French Labor, World War II
France 1940-1944
Synopsis
In 1940 the German forces of Adolph Hitler's Third Reich occupied France, and the Third Republic collapsed. The puppet Vichy regime dissolved French labor unions, forced collaboration with the Nazis, and deported Jewish workers to Germany. France was divided into free and occupied zones. In 1942 the pro-Hitler regime of Marshal Pétain made French labor available to the German invaders, and French youth were forced into mandatory labor service. From the beginning of the occupation, workers of the disbanded trade unions played a key role in the growing French resistance movement. Starting with individual acts of sabotage against Nazi installations, the French populace developed a network of resistance movements.
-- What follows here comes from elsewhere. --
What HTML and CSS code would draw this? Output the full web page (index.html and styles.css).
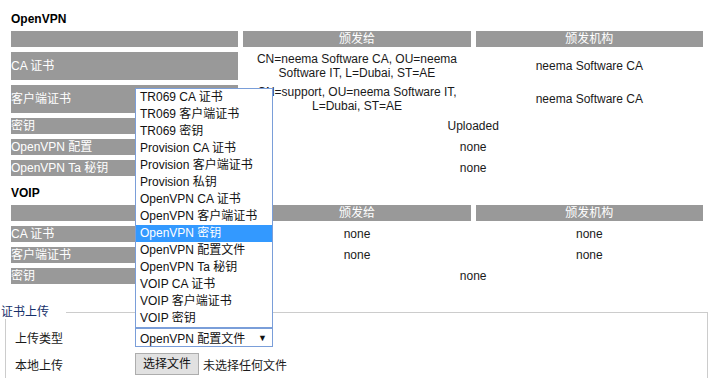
FILE: index.html
```html
<!DOCTYPE html>
<html lang="zh">
<head>
<meta charset="utf-8">
<title>证书</title>
<link rel="stylesheet" href="styles.css">
</head>
<body>
<div class="sec first">OpenVPN</div>
<table class="cert">
  <tr><th></th><th>颁发给</th><th>颁发机构</th></tr>
  <tr><td class="lbl">CA 证书</td><td>CN=neema Software CA, OU=neema Software IT, L=Dubai, ST=AE</td><td>neema Software CA</td></tr>
  <tr><td class="lbl">客户端证书</td><td>CN=support, OU=neema Software IT, L=Dubai, ST=AE</td><td>neema Software CA</td></tr>
  <tr><td class="lbl">密钥</td><td colspan="2">Uploaded</td></tr>
  <tr><td class="lbl">OpenVPN 配置</td><td colspan="2">none</td></tr>
  <tr><td class="lbl">OpenVPN Ta 秘钥</td><td colspan="2">none</td></tr>
</table>
<div class="sec">VOIP</div>
<table class="cert">
  <tr><th></th><th>颁发给</th><th>颁发机构</th></tr>
  <tr><td class="lbl">CA 证书</td><td>none</td><td>none</td></tr>
  <tr><td class="lbl">客户端证书</td><td>none</td><td>none</td></tr>
  <tr><td class="lbl">密钥</td><td colspan="2">none</td></tr>
</table>
<fieldset class="upload">
  <legend>证书上传</legend>
  <div class="form">
    <div class="flabel">上传类型</div>
    <div class="select-wrap">
      <div class="select"><span>OpenVPN 配置文件</span><span class="arrow">▼</span></div>
      <ul class="list">
        <li>TR069 CA 证书</li>
        <li>TR069 客户端证书</li>
        <li>TR069 密钥</li>
        <li>Provision CA 证书</li>
        <li>Provision 客户端证书</li>
        <li>Provision 私钥</li>
        <li>OpenVPN CA 证书</li>
        <li>OpenVPN 客户端证书</li>
        <li class="active">OpenVPN 密钥</li>
        <li>OpenVPN 配置文件</li>
        <li>OpenVPN Ta 秘钥</li>
        <li>VOIP CA 证书</li>
        <li>VOIP 客户端证书</li>
        <li>VOIP 密钥</li>
      </ul>
    </div>
    <div class="flabel">本地上传</div>
    <div class="file"><span class="btn">选择文件</span><span>未选择任何文件</span></div>
  </div>
</fieldset>
</body>
</html>
```
FILE: styles.css
```css
body {
  margin: 0;
  font-family: "Liberation Sans", "Noto Sans CJK SC", sans-serif;
  font-size: 12px;
  color: #1a1a1a;
  background: #fff;
}
.sec {
  font-weight: bold;
  color: #000;
  line-height: 14px;
  padding-left: 11px;
  margin-top: 5px;
}
.sec.first {
  margin-top: 12px;
}
.cert {
  table-layout: fixed;
  width: 702px;
  margin-left: 6px;
  border-spacing: 5px;
  border-collapse: separate;
}
.cert th {
  background: #999;
  color: #fff;
  font-weight: normal;
  line-height: 14px;
  padding: 1px 0;
  text-align: center;
}
.cert td {
  line-height: 14px;
  padding: 0;
  text-align: center;
  vertical-align: middle;
}
.cert td.lbl {
  background: #999;
  color: #fff;
  text-align: left;
  padding: 1px 0;
  white-space: nowrap;
}
.upload {
  margin: 16px 4px 0 5px;
  padding: 9px 9px 10px 9px;
  border: 1px solid #ccc;
  border-bottom: none;
}
.upload legend {
  margin-left: -14px;
  padding: 0 17px 0 0;
  line-height: 14px;
  color: #16306a;
}
.form {
  display: grid;
  grid-template-columns: 120px auto;
  row-gap: 6px;
  align-items: center;
}
.select-wrap {
  position: relative;
  width: 138px;
}
.select {
  box-sizing: border-box;
  height: 19px;
  border: 1px solid #7a9ed9;
  display: flex;
  align-items: center;
  justify-content: space-between;
  padding: 0 5px 0 4px;
  color: #111;
}
.arrow {
  font-size: 9px;
  color: #111;
}
.list {
  position: absolute;
  left: 0;
  bottom: 100%;
  box-sizing: border-box;
  width: 138px;
  margin: 0;
  padding: 0;
  list-style: none;
  background: #fff;
  border: 1px solid #7a9ed9;
  z-index: 5;
}
.list li {
  height: 17px;
  line-height: 17px;
  padding-left: 4px;
  color: #111;
  white-space: nowrap;
}
.list li.active {
  background: #3399ff;
  color: #fff;
}
.file {
  display: flex;
  align-items: center;
  gap: 4px;
}
.btn {
  box-sizing: border-box;
  width: 64px;
  height: 22px;
  line-height: 20px;
  text-align: center;
  background: #e1e1e1;
  border: 1px solid #adadad;
  color: #111;
}
```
A strike by Paris police and subway workers preceded the liberation of Paris in August of 1944. The postliberation government restored the labor unions and established the Fourth Republic.
Timeline
- 1921: As the Allied Reparations Commission calls for payments of 132 billion gold marks, inflation in Germany begins to climb.
- 1925: Released from Landsberg Prison, Adolf Hitler is a national celebrity, widely regarded as an emerging statesman who offers genuine solutions to Germany's problems. This year, he publishes the first volume of Mein Kampf (My Struggle), which he dictated in prison to trusted confederate Rudolf Hess.